The first minister has paid tribute to the Welsh volunteers who fought for the International Brigade in the Spanish Civil War which began 80 years ago.
About 200 people from Wales helped the elected Republican government fight the fascist forces of General Franco.
Carwyn Jones said he was "honoured" to lay a wreath at the brigade's commemorative stone in Cardiff.
He said it was "a tribute to the many brave men and women who risked all in the fight against fascism".
The Welsh contingent - a third of whom were miners - joined an estimated 45,000 international volunteers from 54 countries who sought to defend the Spanish government against Franco's rebel forces in 1936.
More than 500,000 people died - 33 of them from Wales - during the three-year conflict, about 200,000 of them in combat.

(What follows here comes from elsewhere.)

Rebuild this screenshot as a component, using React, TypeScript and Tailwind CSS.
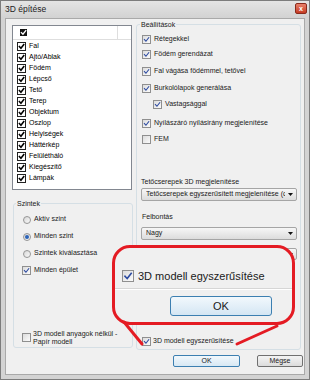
import React from "react";

const Tick = ({ color, w = 2 }: { color: string; w?: number }) => (
  <svg viewBox="0 0 10 10" className="w-full h-full">
    <path d="M2 5.2 L4.2 7.5 L8.2 2.4" fill="none" stroke={color} strokeWidth={w} strokeLinecap="square" />
  </svg>
);

function VCheck({ on, big = false }: { on: boolean; big?: boolean }) {
  return (
    <span
      className={`${big ? "w-[12px] h-[12px]" : "w-[9px] h-[9px]"} shrink-0 flex items-center justify-center border border-[#8f8f8f] bg-gradient-to-br from-[#dcdcdc] to-[#fbfbfb]`}
    >
      {on && <Tick color="#2c4aa0" w={1.6} />}
    </span>
  );
}

function XCheck() {
  return (
    <span className="w-[9px] h-[9px] shrink-0 flex items-center justify-center border border-[#222] bg-white">
      <Tick color="#000" w={2.2} />
    </span>
  );
}

function Radio({ on }: { on: boolean }) {
  return (
    <span className="w-[8px] h-[8px] shrink-0 rounded-full border border-[#969696] bg-gradient-to-br from-[#d8d8d8] to-[#fafafa] flex items-center justify-center">
      {on && <span className="w-[4px] h-[4px] rounded-full bg-[#2b63b8]" />}
    </span>
  );
}

function Select({ text, h = "h-[13px]" }: { text: string; h?: string }) {
  return (
    <div className={`${h} ml-[4px] mr-[3px] flex items-center border border-[#a5a5a5] rounded-[2px] bg-gradient-to-b from-[#f7f7f7] to-[#dcdcdc] pl-[4px] pr-[3px]`}>
      <span className="flex-1 min-w-0 overflow-hidden whitespace-nowrap">{text}</span>
      <svg width="5" height="3" viewBox="0 0 5 3" className="ml-[3px] shrink-0">
        <path d="M0 0 H5 L2.5 3 Z" fill="#111" />
      </svg>
    </div>
  );
}

const layers = [
  "Fal",
  "Ajtó/Ablak",
  "Födém",
  "Lépcső",
  "Tető",
  "Terep",
  "Objektum",
  "Oszlop",
  "Helyiségek",
  "Háttérkép",
  "Felülétháló",
  "Kiegészítő",
  "Lámpák",
];

export default function App() {
  return (
    <div className="relative w-[310px] h-[380px] bg-[#d3d3d3] border border-[#7c7c7c] font-['Liberation_Sans',Arial,sans-serif] text-[7px] text-[#1a1a1a] overflow-hidden">
      {/* title bar */}
      <div className="h-[17px] flex items-center pl-[4px] pr-[2px] bg-gradient-to-b from-[#e4e4e4] to-[#d2d2d2]">
        <span className="flex-1 text-[8.5px] text-[#222]">3D építése</span>
        <span className="w-[12px] h-[11px] -mt-[3px] rounded-[2px] border border-[#8a2a1c] bg-gradient-to-b from-[#e8806a] to-[#c53a22] flex items-center justify-center text-white text-[7px] font-bold leading-none">
          x
        </span>
      </div>

      {/* client area */}
      <div className="mx-[4px] h-[357px] bg-[#f0f0f0] border border-[#a9a9a9] flex flex-col pt-[5px]">
        <div className="flex h-[326px]">
          {/* left column */}
          <div className="w-[121px] ml-[6px] flex flex-col">
            <div className="mt-[1px] w-[120px] h-[165px] bg-white border border-[#828790] text-black">
              <div className="h-[14px] flex border-b border-[#dedede]">
                <div className="w-[105px] border-r border-[#dedede] flex items-center pl-[7px]">
                  <span className="w-[7px] h-[7px] bg-[#111] flex items-center justify-center">
                    <Tick color="#fff" w={2} />
                  </span>
                </div>
              </div>
              <div className="pt-[1px]">
                {layers.map((l) => (
                  <div key={l} className="h-[11px] flex items-center gap-[3px] pl-[4px]">
                    <XCheck />
                    <span>{l}</span>
                  </div>
                ))}
              </div>
            </div>

            <div className="relative mt-[13px] ml-[1px] w-[120px] h-[145px] border border-[#d5dfe5] rounded-[3px] flex flex-col pt-[7px] pl-[8px]">
              <span className="absolute -top-[5px] left-[2px] px-[1px] bg-[#f0f0f0] leading-[9px]">Szintek</span>
              <div className="h-[17px] flex items-center gap-[3px] pl-[1px]">
                <Radio on={false} />
                <span>Aktív szint</span>
              </div>
              <div className="h-[17px] flex items-center gap-[3px] pl-[1px]">
                <Radio on />
                <span>Minden szint</span>
              </div>
              <div className="h-[17px] flex items-center gap-[3px] pl-[1px]">
                <Radio on={false} />
                <span>Szintek kiválasztása</span>
              </div>
              <div className="h-[17px] flex items-center gap-[3px]">
                <VCheck on />
                <span>Minden épület</span>
              </div>
              <div className="mt-auto mb-[1px] flex items-start gap-[2px]">
                <span className="mt-[3px]">
                  <VCheck on={false} />
                </span>
                <span className="leading-[8px]">
                  3D modell anyagok nélkül -<br />
                  Papír modell
                </span>
              </div>
            </div>
          </div>

          {/* right column */}
          <div className="relative ml-[3px] w-[165px] h-[326px] border border-[#d5dfe5] rounded-[3px] flex flex-col">
            <span className="absolute -top-[5px] left-[3px] px-[1px] bg-[#f0f0f0] leading-[9px]">Beállítások</span>
            <div className="mt-[9px] h-[10px] flex items-center gap-[3px] pl-[5px]">
              <VCheck on />
              <span>Rétegekkel</span>
            </div>
            <div className="mt-[5px] h-[10px] flex items-center gap-[3px] pl-[5px]">
              <VCheck on />
              <span>Födém gerendázat</span>
            </div>
            <div className="mt-[7px] h-[10px] flex items-center gap-[3px] pl-[5px]">
              <VCheck on />
              <span>Fal vágása födémmel, tetővel</span>
            </div>
            <div className="mt-[7px] h-[10px] flex items-center gap-[3px] pl-[5px]">
              <VCheck on />
              <span>Burkolólapok generálása</span>
            </div>
            <div className="mt-[6px] h-[10px] flex items-center gap-[3px] pl-[16px]">
              <VCheck on />
              <span>Vastagsággal</span>
            </div>
            <div className="mt-[9px] h-[10px] flex items-center gap-[3px] pl-[5px]">
              <VCheck on />
              <span>Nyílászáró nyílásirány megjelenítése</span>
            </div>
            <div className="mt-[6px] h-[10px] flex items-center gap-[3px] pl-[5px]">
              <VCheck on={false} />
              <span>FEM</span>
            </div>
            <div className="mt-[33px] h-[10px] flex items-center pl-[4px]">Tetőcserepek 3D megjelenítése</div>
            <div className="mt-[1px]">
              <Select text="Tetőcserepek egyszerűsített megjelenítése (c" />
            </div>
            <div className="mt-[11px] h-[10px] flex items-center pl-[5px]">Felbontás</div>
            <div className="mt-[5px]">
              <Select text="Nagy" />
            </div>
            <div className="mt-[8px]">
              <Select text="" h="h-[12px]" />
            </div>
            <div className="mt-auto mb-[3px] h-[10px] flex items-center gap-[2px] pl-[5px]">
              <VCheck on />
              <span>3D modell egyszerűsítése</span>
            </div>
          </div>
        </div>

        {/* buttons */}
        <div className="mt-[5px] flex justify-end gap-[17px] pr-[1px]">
          <button className="w-[67px] h-[12px] rounded-[2px] border border-[#3c7fb1] bg-gradient-to-b from-[#f2f8fc] to-[#d7e8f4] flex items-center justify-center text-[7px]">
            OK
          </button>
          <button className="w-[46px] h-[12px] rounded-[2px] border border-[#707070] bg-gradient-to-b from-[#f4f4f4] to-[#dcdcdc] flex items-center justify-center text-[7px]">
            Mégse
          </button>
        </div>
      </div>

      {/* callout */}
      <div className="absolute left-[111px] top-[244px] w-[183px] h-[80px] border-[3px] border-[#e41b23] rounded-[18px] bg-[#f0f0f0] flex flex-col pt-[22px]">
        <div className="flex items-center gap-[4px] pl-[7px] h-[12px]">
          <VCheck on big />
          <span className="text-[11px] text-[#1a1a1a]">3D modell egyszerűsítése</span>
        </div>
        <div className="mt-[6px] border-t border-[#d6d6d6] border-b border-b-white" />
        <button className="mt-[6px] ml-[55px] w-[102px] h-[20px] rounded-[3px] border border-[#3c7fb1] bg-gradient-to-b from-[#f2f8fc] to-[#d4e6f3] flex items-center justify-center text-[11px] text-[#1a1a1a]">
          OK
        </button>
      </div>
      <svg className="absolute left-0 top-0 pointer-events-none" width="310" height="380">
        <path d="M123 321 L141 343" stroke="#e41b23" strokeWidth="3" strokeLinecap="round" fill="none" />
        <path d="M236 343 L276 325" stroke="#e41b23" strokeWidth="3" strokeLinecap="round" fill="none" />
      </svg>
    </div>
  );
}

Following his eventual victory in 1939, Franco ruled Spain as a dictator until his death in 1975.
"We must never forget the courage and sacrifice of the International Brigade," Mr Jones said in advance of the memorial event at Cathays Park on Saturday.
"Their determination and valour in support of democracy and liberty is a legacy that will endure."
The commemoration event for the Welsh volunteers has been organised by the GMB union.
Regional political officer Mike Payne said the event showed Wales "is and always has been a tolerant place to live and work".
He claimed since the vote for Brexit the "political discourse" in the UK had "not been in keeping with our firmly-held principles of liberty and democracy".
"Wales has always been outward facing and has always taken its international responsibilities seriously," Mr Payne said.
"The sacrifices and the courage of those men and women who left Wales to fight against a fascist dictator in Spain are an example of this."